The whole point of such black propaganda, of course, is that it is the primary charge that sticks in the public mind; the damage is instant; attempts to undo the damage are vastly time-consuming and in the end practically irrelevant.
That the powers that be have especial reason for wishing to discredit anti-war critics like George Galloway is sufficiently plain. Consider that the dispatching of British troops to Iraq was based on the official assertion that Saddam Hussein possessed weapons of mass destruction which could be deployed within 45 minutes. Many doubting MPs only endorsed the Anglo-American invasion of Iraq because they were endlessly assured that the British government had overwhelming evidence to this effect, and now, in the absence of the discovery of those weapons, a lot of awkward questions are inevitably being asked.
Little wonder, perhaps, that the intelligence services have decided to mount pre-emptive action against anti-war dissidents. By subjecting George Galloway to the propaganda equivalent of “shock and awe,” they no doubt mean to send critics of the military action against Iraq an unmistakable message: Keep your opinions to yourself — or else. At the same time, their aim may well be to create the impression that people who protested against the war were lining up alongside an out-and-out traitor, and that, however well-meaning, they were essentially gullible and misguided.

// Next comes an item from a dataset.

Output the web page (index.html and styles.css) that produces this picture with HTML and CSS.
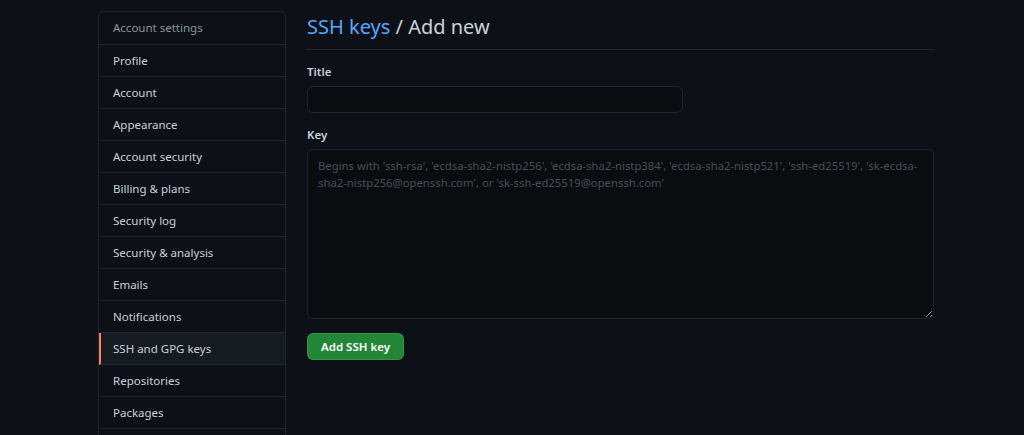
FILE: index.html
```html
<!DOCTYPE html>
<html lang="en">
<head>
    <meta charset="UTF-8">
    <meta name="viewport" content="width=device-width, initial-scale=1.0">
    <title>Add new SSH key</title>
    <link rel="stylesheet" href="styles.css">
</head>
<body>
    <div class="layout">
        <nav class="menu">
            <div class="menu-heading">Account settings</div>
            <a class="menu-item" href="#">Profile</a>
            <a class="menu-item" href="#">Account</a>
            <a class="menu-item" href="#">Appearance</a>
            <a class="menu-item" href="#">Account security</a>
            <a class="menu-item" href="#">Billing &amp; plans</a>
            <a class="menu-item" href="#">Security log</a>
            <a class="menu-item" href="#">Security &amp; analysis</a>
            <a class="menu-item" href="#">Emails</a>
            <a class="menu-item" href="#">Notifications</a>
            <a class="menu-item selected" href="#">SSH and GPG keys</a>
            <a class="menu-item" href="#">Repositories</a>
            <a class="menu-item" href="#">Packages</a>
        </nav>

        <main class="content">
            <div class="subhead">
                <h2 class="subhead-heading"><a href="#">SSH keys</a> / Add new</h2>
            </div>
            <form class="key-form">
                <label for="title">Title</label>
                <input type="text" id="title" class="form-control title-input">

                <label for="key">Key</label>
                <textarea id="key" class="form-control key-input" placeholder="Begins with 'ssh-rsa', 'ecdsa-sha2-nistp256', 'ecdsa-sha2-nistp384', 'ecdsa-sha2-nistp521', 'ssh-ed25519', 'sk-ecdsa-sha2-nistp256@openssh.com', or 'sk-ssh-ed25519@openssh.com'"></textarea>

                <button type="submit" class="btn-primary">Add SSH key</button>
            </form>
        </main>
    </div>
</body>
</html>
```

FILE: styles.css
```css
body {
    margin: 0;
    background: #0d1117;
    color: #c9d1d9;
    font-family: "Noto Sans", "Liberation Sans", sans-serif;
    font-size: 11.5px;
    line-height: 1.5;
}
.layout {
    display: flex;
    gap: 21px;
    padding: 11px 0 0 98px;
}
.menu {
    width: 186px;
    flex-shrink: 0;
    border: 1px solid #21262d;
    border-radius: 6px;
    height: 440px;
    overflow: hidden;
}
.menu-heading {
    padding: 7px 12px 7px 14px;
    color: #8b949e;
    border-bottom: 1px solid #21262d;
    height: 18px;
    line-height: 18px;
}
.menu-item {
    display: block;
    padding: 7px 12px;
    height: 17px;
    line-height: 17px;
    color: #c9d1d9;
    text-decoration: none;
    border-bottom: 1px solid #21262d;
    border-left: 2px solid transparent;
}
.menu-item.selected {
    background: #161b22;
    border-left-color: #f78166;
}
.content {
    width: 627px;
}
.subhead {
    border-bottom: 1px solid #21262d;
    padding-bottom: 9px;
    margin-bottom: 14px;
}
.subhead-heading {
    margin: 3px 0 0;
    font-size: 20px;
    font-weight: 400;
    line-height: 26px;
    color: #c9d1d9;
}
.subhead-heading a {
    color: #58a6ff;
    text-decoration: none;
}
.key-form {
    display: flex;
    flex-direction: column;
    align-items: flex-start;
}
label {
    font-weight: 600;
    line-height: 16px;
    margin-bottom: 6px;
}
.form-control {
    box-sizing: border-box;
    background: #0a0c10;
    border: 1px solid #21262d;
    border-radius: 6px;
    color: #c9d1d9;
    font-family: inherit;
    font-size: 11.5px;
    line-height: 17px;
    padding: 4px 10px;
}
.title-input {
    width: 376px;
    height: 27px;
    margin-bottom: 14px;
}
.key-input {
    width: 627px;
    height: 170px;
    font-size: 11.3px;
    padding: 7px 9px 4px 10px;
    margin-bottom: 14px;
    resize: vertical;
}
.key-input::placeholder {
    color: #484f58;
}
.btn-primary {
    background: #238636;
    color: #fff;
    border: 1px solid rgba(240, 246, 252, 0.1);
    border-radius: 6px;
    font-family: inherit;
    font-size: 11.5px;
    font-weight: 600;
    line-height: 17px;
    height: 27px;
    padding: 0 13px;
    cursor: pointer;
}
```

Aside from anything else, the Galloway affair has served as a huge public distraction. Instead of focusing attention on the problematic outcome of the war, many British newspapers have been retailing tawdry details about the MP’s exotic life-style, implying that he has enriched himself by groveling at the feet of one of the nastiest dictators of modern times. What is especially repugnant, though, is that Galloway is being pilloried by the Labour Party for exercising his democratic right to free speech, and for articulating views widely held both in and outside Britain. After all, did not Tony Blair and his “on-message” minions insist that it was in the name of democracy and free speech that British soldiers were fighting in Iraq?
Next month happens to be the 100th anniversary of the birth of that wintry conscience of the British Left, George Orwell, who coined the invaluable term “double-think” to describe the linguistic duplicities of realpolitik. In Blair’s Britain, Orwellian double-think threatens to become the very stuff of political discourse.